3. Pipeline Order (After This Change)¶
For a single chat turn with enable_deferred_extraction=false (Layer 3
behaviour):
- Patient message arrives at
/cases/{id}/chat - Input classifier (Haiku, parallel with #3) — categorises intent
- Chat extractor (Haiku, on critical path) — extracts meds,
allergies, demographics, preferences. Writes to
case.extra_metadataimmediately. NEW POSITION. - Orchestrator routing — reads fresh case state including the
extractor's writes.
gates_v2now sees the latest meds/allergies. - Conversation LLM — generates the patient-facing reply
- Response streamed to patient
- Deferred (post-response, async):
- EHR rebuild
- Risk re-assessment
- Decision recorder write
Steps 2 + 3 + 4 still run in parallel via asyncio.gather where safe —
the extractor doesn't depend on the classifier and vice versa.
4. Latency Budget¶
Measured against the current (Session 31) p50 of 7.9s:
| Stage | Before (deferred) | After (sync) |
|---|---|---|
| Auth + state load | 0.3s | 0.3s |
| Input classifier | 0.4s (parallel) | 0.4s (parallel) |
| Chat extractor | 0s (deferred) | 0.4s (parallel) |
| Orchestrator routing | 0.1s | 0.1s |
| Conversation LLM | 4.5s | 4.5s |
| Stream + DB writes | 0.2s | 0.2s |
| Total | ~7.9s p50 | ~7.9s p50 (no change because extractor runs in parallel) |
Worst case (extractor outpaces classifier or vice versa): +200-400ms p99. Acceptable.

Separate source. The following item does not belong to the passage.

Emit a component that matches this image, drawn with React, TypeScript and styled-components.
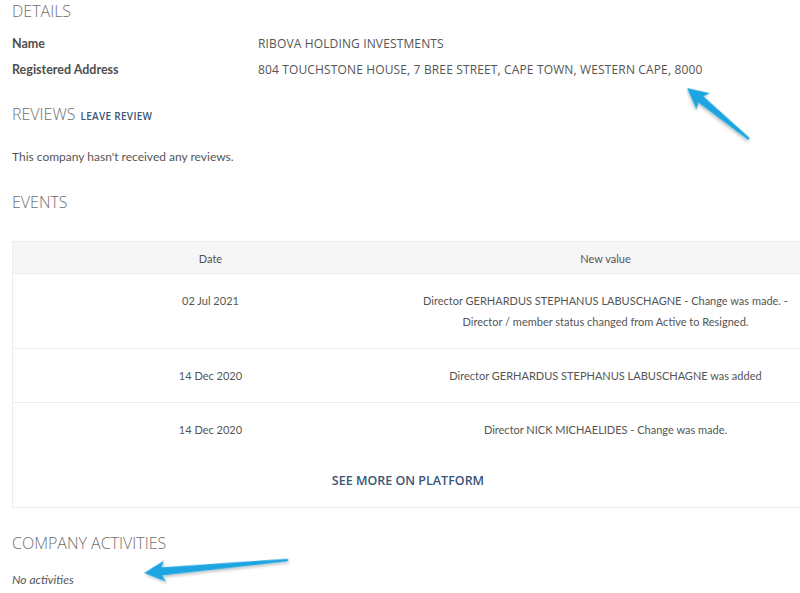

If Layer 3 ever shows measurable p99 regression, the fallback is: conditional sync — only run the extractor sync when the message contains potential structured data signals (numbers, drug-name patterns, age phrases). For everyday "what's next?" messages skip the extractor entirely. Defer that optimisation until we measure a real regression.
5. Feature Flag¶
Flag name: chat_extractor_sync
Default: true (we want this on by default; the deferred behaviour
is the bug)
Behaviour when disabled: Falls back to Session 31's
enable_deferred_extraction path. Both flags can coexist for the
rollout window.
6. Out of Scope (This Layer)¶
- Replacing the conversation LLM with a single-call extractor+responder
- Making the EHR rebuild synchronous (it stays deferred — too heavy)

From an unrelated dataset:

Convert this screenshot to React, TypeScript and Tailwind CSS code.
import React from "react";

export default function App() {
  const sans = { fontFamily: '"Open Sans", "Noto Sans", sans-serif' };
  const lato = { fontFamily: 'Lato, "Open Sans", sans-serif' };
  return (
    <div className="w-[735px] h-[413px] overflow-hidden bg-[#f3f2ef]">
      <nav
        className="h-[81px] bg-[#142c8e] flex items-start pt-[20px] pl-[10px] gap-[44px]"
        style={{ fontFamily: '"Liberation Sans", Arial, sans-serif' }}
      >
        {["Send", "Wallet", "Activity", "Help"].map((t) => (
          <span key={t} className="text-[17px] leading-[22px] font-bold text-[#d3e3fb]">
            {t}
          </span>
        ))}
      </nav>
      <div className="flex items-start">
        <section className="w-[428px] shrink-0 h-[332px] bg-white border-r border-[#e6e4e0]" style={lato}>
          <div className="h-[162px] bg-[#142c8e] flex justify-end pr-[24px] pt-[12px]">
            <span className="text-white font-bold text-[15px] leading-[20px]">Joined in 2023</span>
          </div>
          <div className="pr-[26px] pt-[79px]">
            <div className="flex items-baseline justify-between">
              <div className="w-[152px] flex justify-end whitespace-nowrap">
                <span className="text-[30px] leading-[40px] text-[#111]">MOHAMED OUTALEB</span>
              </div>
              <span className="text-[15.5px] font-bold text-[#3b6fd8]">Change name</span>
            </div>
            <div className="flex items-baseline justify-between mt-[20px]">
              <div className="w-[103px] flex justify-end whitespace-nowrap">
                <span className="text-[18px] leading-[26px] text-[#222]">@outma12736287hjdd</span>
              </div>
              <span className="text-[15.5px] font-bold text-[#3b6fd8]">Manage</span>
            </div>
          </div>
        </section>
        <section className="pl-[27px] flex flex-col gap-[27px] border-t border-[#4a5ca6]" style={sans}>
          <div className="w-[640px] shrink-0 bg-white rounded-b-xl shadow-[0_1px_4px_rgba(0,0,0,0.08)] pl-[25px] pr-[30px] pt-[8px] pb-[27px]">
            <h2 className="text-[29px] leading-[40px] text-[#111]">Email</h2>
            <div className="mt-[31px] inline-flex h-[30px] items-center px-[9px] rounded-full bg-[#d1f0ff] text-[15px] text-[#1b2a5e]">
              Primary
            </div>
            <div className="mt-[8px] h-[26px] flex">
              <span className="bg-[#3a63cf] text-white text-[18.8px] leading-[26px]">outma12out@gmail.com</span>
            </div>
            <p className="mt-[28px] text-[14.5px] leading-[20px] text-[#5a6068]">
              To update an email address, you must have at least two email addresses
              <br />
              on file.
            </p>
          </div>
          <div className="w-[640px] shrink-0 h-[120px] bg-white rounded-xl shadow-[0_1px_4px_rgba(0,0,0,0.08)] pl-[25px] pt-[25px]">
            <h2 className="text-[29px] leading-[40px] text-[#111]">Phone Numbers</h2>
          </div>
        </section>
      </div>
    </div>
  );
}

- Conditional / message-content-aware extractor invocation
- Multi-tenant rate limiting on the extractor
- Caching extractor results across turns
7. Success Criteria¶
Within one week of deploy:
- Re-ask rate drops by >=50% for medications and allergies in Langfuse traces (we'll need a small Langfuse query — see Part E in the feature spec)

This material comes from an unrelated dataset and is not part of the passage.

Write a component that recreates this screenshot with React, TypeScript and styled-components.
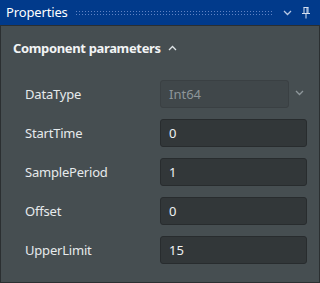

- No measurable p99 latency regression (baseline 9.2s, target <=9.6s)
gates_v2.intake_completeevents fire >=2x more frequently within the same case lifecycle, because the meds/allergies flags are now fresh when the gate is evaluated
8. Rollback¶
chat_extractor_sync = false in Flagsmith reverts to the deferred
path within one cache TTL (60s). No code redeploy required.